[Provided data]
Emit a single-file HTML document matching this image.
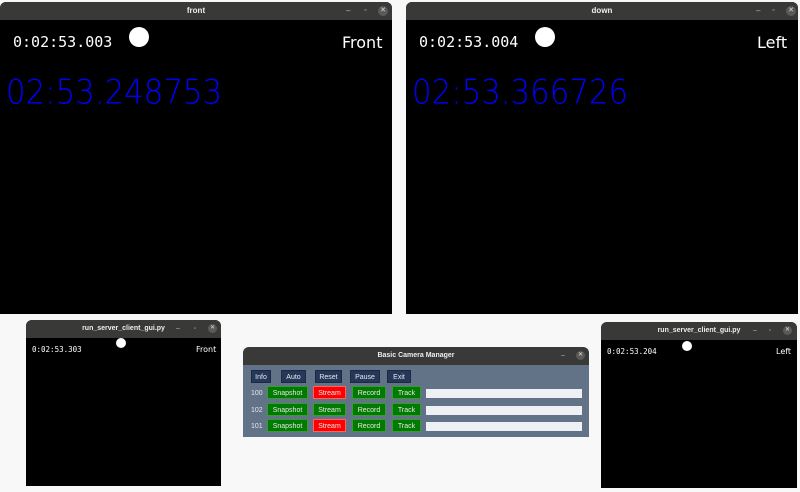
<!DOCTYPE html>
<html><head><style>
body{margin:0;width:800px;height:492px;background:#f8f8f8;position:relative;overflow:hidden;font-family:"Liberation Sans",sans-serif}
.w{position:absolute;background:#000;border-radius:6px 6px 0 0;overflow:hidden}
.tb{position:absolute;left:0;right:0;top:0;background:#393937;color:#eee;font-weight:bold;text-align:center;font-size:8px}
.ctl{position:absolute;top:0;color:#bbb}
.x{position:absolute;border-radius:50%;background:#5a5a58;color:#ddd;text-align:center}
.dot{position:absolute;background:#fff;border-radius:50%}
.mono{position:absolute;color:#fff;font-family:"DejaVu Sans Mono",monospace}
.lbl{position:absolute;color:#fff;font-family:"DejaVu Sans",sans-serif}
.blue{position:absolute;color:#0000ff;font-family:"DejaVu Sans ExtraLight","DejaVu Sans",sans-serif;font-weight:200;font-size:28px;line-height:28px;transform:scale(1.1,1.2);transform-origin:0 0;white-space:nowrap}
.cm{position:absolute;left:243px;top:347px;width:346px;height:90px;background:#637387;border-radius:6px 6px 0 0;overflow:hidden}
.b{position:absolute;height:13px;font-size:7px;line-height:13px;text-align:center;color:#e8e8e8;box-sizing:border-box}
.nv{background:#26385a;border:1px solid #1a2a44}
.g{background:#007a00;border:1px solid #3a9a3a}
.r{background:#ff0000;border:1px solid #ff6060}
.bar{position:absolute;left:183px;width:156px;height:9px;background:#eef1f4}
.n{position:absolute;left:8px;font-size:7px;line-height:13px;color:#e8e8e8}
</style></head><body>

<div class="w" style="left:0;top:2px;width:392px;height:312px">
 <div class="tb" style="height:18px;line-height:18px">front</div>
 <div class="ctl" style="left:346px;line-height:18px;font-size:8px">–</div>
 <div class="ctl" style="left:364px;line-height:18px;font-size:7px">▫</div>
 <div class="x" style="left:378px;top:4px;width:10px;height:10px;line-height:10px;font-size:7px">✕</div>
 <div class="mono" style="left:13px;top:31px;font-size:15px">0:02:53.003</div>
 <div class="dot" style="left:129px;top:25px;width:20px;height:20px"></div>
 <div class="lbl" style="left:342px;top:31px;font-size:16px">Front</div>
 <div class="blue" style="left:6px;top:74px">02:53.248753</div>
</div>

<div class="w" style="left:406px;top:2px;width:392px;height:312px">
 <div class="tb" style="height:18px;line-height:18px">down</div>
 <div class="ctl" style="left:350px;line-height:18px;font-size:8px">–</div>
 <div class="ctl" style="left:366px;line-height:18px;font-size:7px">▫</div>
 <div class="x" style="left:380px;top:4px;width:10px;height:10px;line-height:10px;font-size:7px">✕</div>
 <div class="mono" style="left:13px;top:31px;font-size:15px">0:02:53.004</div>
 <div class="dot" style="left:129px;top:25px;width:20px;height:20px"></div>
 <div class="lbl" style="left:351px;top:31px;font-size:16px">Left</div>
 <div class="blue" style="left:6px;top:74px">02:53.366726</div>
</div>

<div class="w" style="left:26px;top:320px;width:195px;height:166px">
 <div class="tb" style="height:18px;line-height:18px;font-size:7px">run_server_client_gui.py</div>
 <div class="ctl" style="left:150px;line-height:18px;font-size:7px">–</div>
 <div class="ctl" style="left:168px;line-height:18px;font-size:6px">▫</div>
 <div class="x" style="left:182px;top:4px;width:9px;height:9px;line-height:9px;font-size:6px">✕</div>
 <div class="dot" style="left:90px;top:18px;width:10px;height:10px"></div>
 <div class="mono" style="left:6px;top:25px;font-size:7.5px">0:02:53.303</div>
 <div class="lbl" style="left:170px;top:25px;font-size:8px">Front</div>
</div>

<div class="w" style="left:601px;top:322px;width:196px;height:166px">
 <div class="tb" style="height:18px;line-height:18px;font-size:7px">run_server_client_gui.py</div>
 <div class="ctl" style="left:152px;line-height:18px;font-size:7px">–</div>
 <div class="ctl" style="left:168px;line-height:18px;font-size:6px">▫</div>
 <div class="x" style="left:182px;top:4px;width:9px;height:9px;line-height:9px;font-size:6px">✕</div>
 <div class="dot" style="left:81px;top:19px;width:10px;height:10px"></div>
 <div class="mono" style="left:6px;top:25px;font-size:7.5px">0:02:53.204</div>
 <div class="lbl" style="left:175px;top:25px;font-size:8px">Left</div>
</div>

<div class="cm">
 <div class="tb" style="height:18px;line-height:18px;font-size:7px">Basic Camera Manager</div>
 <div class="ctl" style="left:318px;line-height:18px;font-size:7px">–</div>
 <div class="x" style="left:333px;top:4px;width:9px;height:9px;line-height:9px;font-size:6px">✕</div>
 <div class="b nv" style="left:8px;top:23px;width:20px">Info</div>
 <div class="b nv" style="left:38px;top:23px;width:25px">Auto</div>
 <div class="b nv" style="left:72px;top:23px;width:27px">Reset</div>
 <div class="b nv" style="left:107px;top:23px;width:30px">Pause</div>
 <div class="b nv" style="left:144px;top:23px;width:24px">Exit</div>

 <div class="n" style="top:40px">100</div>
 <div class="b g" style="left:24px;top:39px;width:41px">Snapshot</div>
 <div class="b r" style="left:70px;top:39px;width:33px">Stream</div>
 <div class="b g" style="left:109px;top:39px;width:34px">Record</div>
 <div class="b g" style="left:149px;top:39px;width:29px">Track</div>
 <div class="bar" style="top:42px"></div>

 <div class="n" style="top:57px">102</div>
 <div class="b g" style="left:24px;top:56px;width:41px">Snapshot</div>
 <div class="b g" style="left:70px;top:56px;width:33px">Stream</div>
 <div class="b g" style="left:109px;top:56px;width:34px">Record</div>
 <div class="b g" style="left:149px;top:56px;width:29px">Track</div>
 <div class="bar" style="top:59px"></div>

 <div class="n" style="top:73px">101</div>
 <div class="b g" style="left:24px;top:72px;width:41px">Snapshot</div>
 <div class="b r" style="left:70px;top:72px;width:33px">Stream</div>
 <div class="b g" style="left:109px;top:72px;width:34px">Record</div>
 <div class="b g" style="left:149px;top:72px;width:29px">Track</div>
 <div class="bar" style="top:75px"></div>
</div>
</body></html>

[The request] Repeat the listing verbatim. Skip the pictures.

[Worked solution]
Emit a single-file HTML document matching this image.
<!DOCTYPE html>
<html><head><style>
body{margin:0;width:800px;height:492px;background:#f8f8f8;position:relative;overflow:hidden;font-family:"Liberation Sans",sans-serif}
.w{position:absolute;background:#000;border-radius:6px 6px 0 0;overflow:hidden}
.tb{position:absolute;left:0;right:0;top:0;background:#393937;color:#eee;font-weight:bold;text-align:center;font-size:8px}
.ctl{position:absolute;top:0;color:#bbb}
.x{position:absolute;border-radius:50%;background:#5a5a58;color:#ddd;text-align:center}
.dot{position:absolute;background:#fff;border-radius:50%}
.mono{position:absolute;color:#fff;font-family:"DejaVu Sans Mono",monospace}
.lbl{position:absolute;color:#fff;font-family:"DejaVu Sans",sans-serif}
.blue{position:absolute;color:#0000ff;font-family:"DejaVu Sans ExtraLight","DejaVu Sans",sans-serif;font-weight:200;font-size:28px;line-height:28px;transform:scale(1.1,1.2);transform-origin:0 0;white-space:nowrap}
.cm{position:absolute;left:243px;top:347px;width:346px;height:90px;background:#637387;border-radius:6px 6px 0 0;overflow:hidden}
.b{position:absolute;height:13px;font-size:7px;line-height:13px;text-align:center;color:#e8e8e8;box-sizing:border-box}
.nv{background:#26385a;border:1px solid #1a2a44}
.g{background:#007a00;border:1px solid #3a9a3a}
.r{background:#ff0000;border:1px solid #ff6060}
.bar{position:absolute;left:183px;width:156px;height:9px;background:#eef1f4}
.n{position:absolute;left:8px;font-size:7px;line-height:13px;color:#e8e8e8}
</style></head><body>

<div class="w" style="left:0;top:2px;width:392px;height:312px">
 <div class="tb" style="height:18px;line-height:18px">front</div>
 <div class="ctl" style="left:346px;line-height:18px;font-size:8px">–</div>
 <div class="ctl" style="left:364px;line-height:18px;font-size:7px">▫</div>
 <div class="x" style="left:378px;top:4px;width:10px;height:10px;line-height:10px;font-size:7px">✕</div>
 <div class="mono" style="left:13px;top:31px;font-size:15px">0:02:53.003</div>
 <div class="dot" style="left:129px;top:25px;width:20px;height:20px"></div>
 <div class="lbl" style="left:342px;top:31px;font-size:16px">Front</div>
 <div class="blue" style="left:6px;top:74px">02:53.248753</div>
</div>

<div class="w" style="left:406px;top:2px;width:392px;height:312px">
 <div class="tb" style="height:18px;line-height:18px">down</div>
 <div class="ctl" style="left:350px;line-height:18px;font-size:8px">–</div>
 <div class="ctl" style="left:366px;line-height:18px;font-size:7px">▫</div>
 <div class="x" style="left:380px;top:4px;width:10px;height:10px;line-height:10px;font-size:7px">✕</div>
 <div class="mono" style="left:13px;top:31px;font-size:15px">0:02:53.004</div>
 <div class="dot" style="left:129px;top:25px;width:20px;height:20px"></div>
 <div class="lbl" style="left:351px;top:31px;font-size:16px">Left</div>
 <div class="blue" style="left:6px;top:74px">02:53.366726</div>
</div>

<div class="w" style="left:26px;top:320px;width:195px;height:166px">
 <div class="tb" style="height:18px;line-height:18px;font-size:7px">run_server_client_gui.py</div>
 <div class="ctl" style="left:150px;line-height:18px;font-size:7px">–</div>
 <div class="ctl" style="left:168px;line-height:18px;font-size:6px">▫</div>
 <div class="x" style="left:182px;top:4px;width:9px;height:9px;line-height:9px;font-size:6px">✕</div>
 <div class="dot" style="left:90px;top:18px;width:10px;height:10px"></div>
 <div class="mono" style="left:6px;top:25px;font-size:7.5px">0:02:53.303</div>
 <div class="lbl" style="left:170px;top:25px;font-size:8px">Front</div>
</div>

<div class="w" style="left:601px;top:322px;width:196px;height:166px">
 <div class="tb" style="height:18px;line-height:18px;font-size:7px">run_server_client_gui.py</div>
 <div class="ctl" style="left:152px;line-height:18px;font-size:7px">–</div>
 <div class="ctl" style="left:168px;line-height:18px;font-size:6px">▫</div>
 <div class="x" style="left:182px;top:4px;width:9px;height:9px;line-height:9px;font-size:6px">✕</div>
 <div class="dot" style="left:81px;top:19px;width:10px;height:10px"></div>
 <div class="mono" style="left:6px;top:25px;font-size:7.5px">0:02:53.204</div>
 <div class="lbl" style="left:175px;top:25px;font-size:8px">Left</div>
</div>

<div class="cm">
 <div class="tb" style="height:18px;line-height:18px;font-size:7px">Basic Camera Manager</div>
 <div class="ctl" style="left:318px;line-height:18px;font-size:7px">–</div>
 <div class="x" style="left:333px;top:4px;width:9px;height:9px;line-height:9px;font-size:6px">✕</div>
 <div class="b nv" style="left:8px;top:23px;width:20px">Info</div>
 <div class="b nv" style="left:38px;top:23px;width:25px">Auto</div>
 <div class="b nv" style="left:72px;top:23px;width:27px">Reset</div>
 <div class="b nv" style="left:107px;top:23px;width:30px">Pause</div>
 <div class="b nv" style="left:144px;top:23px;width:24px">Exit</div>

 <div class="n" style="top:40px">100</div>
 <div class="b g" style="left:24px;top:39px;width:41px">Snapshot</div>
 <div class="b r" style="left:70px;top:39px;width:33px">Stream</div>
 <div class="b g" style="left:109px;top:39px;width:34px">Record</div>
 <div class="b g" style="left:149px;top:39px;width:29px">Track</div>
 <div class="bar" style="top:42px"></div>

 <div class="n" style="top:57px">102</div>
 <div class="b g" style="left:24px;top:56px;width:41px">Snapshot</div>
 <div class="b g" style="left:70px;top:56px;width:33px">Stream</div>
 <div class="b g" style="left:109px;top:56px;width:34px">Record</div>
 <div class="b g" style="left:149px;top:56px;width:29px">Track</div>
 <div class="bar" style="top:59px"></div>

 <div class="n" style="top:73px">101</div>
 <div class="b g" style="left:24px;top:72px;width:41px">Snapshot</div>
 <div class="b r" style="left:70px;top:72px;width:33px">Stream</div>
 <div class="b g" style="left:109px;top:72px;width:34px">Record</div>
 <div class="b g" style="left:149px;top:72px;width:29px">Track</div>
 <div class="bar" style="top:75px"></div>
</div>
</body></html>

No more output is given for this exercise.